地方のガソリンスタンドのイメージ(画像:写真AC)
地方のガソリンスタンドのイメージ(画像:写真AC)

 2022年初頭から、日本はじわりじわりと原油高に苦しんできた。政府は原油高に対して「コロナ禍から少しずつ世界経済が回復し、それが原油の需要増を招いた。そして、需要が増加したにも関わらず、産油国の生産は停滞していることが原油高につながっている」との見解を発表している。そうした事情に加え、ロシアのウクライナ侵攻や円安により深刻な原油高が続いている。

 原油高は、当然ながら市場のガソリン価格にも影響を及ぼす。ガソリン価格が高騰すれば、トラックをはじめとする物流が滞ることにもつながりかねない。

 東京・大阪といった鉄道ネットワークが発達した大都市部ならともかく、地方都市でマイカーは買い物・通勤といった日常生活に欠かせない。ガソリン価格が高騰により、外出を控えたり、こまめに買い物をしなくなったりという形で自動車使用を控えるだろう。なによりも、原油高が与える物流への影響は、食料品価格などにも転嫁される。

 これらは特に国民生活・経済活動に与えるマイナスが大きく、それゆえに政府は「トリガー条項」の凍結解除を見送る構えを見せていた。

 トリガー条項とは、ガソリン税の上乗せ部分の課税を停止することで原油価格の高騰を抑制するための政治的な措置をいう。ガソリンには、

・揮発油税(国税)
・地方揮発油税(地方税)

が課せられている。

 両者をまとめてガソリン税と総称するのが一般的で、さらに、ガソリン価格には消費税も課される。ガソリンを給油すると、その支払いの大半が税金と言われるのは、こうした税制の仕組みによる。
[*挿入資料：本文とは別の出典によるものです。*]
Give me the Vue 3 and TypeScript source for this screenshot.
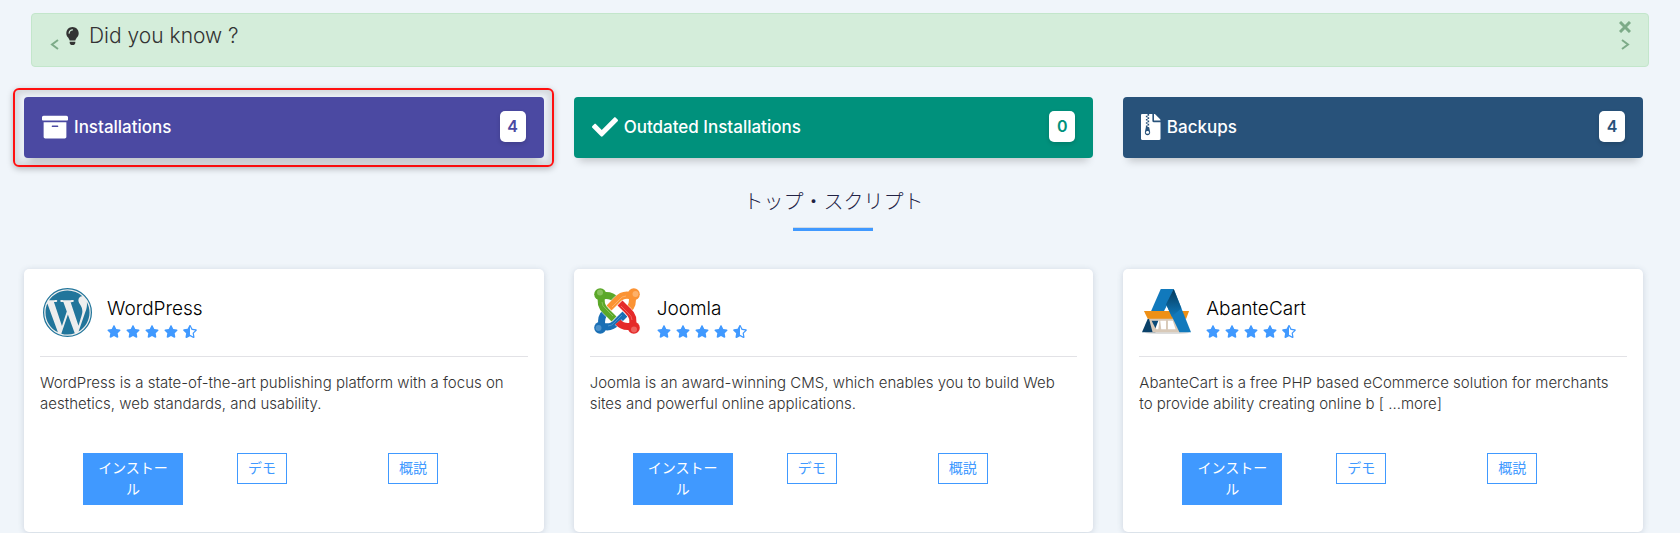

 トリガー条項をめぐっては、国民民主党の玉木雄一郎代表が熱心に岸田文雄首相へと働きかけているが、今のところ目立った動きはない。むしろ、永田町では今夏の参院選の駆け引き材料になっているとさえ見る関係者が多い。

 現在、岸田内閣はトリガー条項による措置ではなく、石油元売り会社へ補助金を支給することでガソリン価格を抑制することを試みている。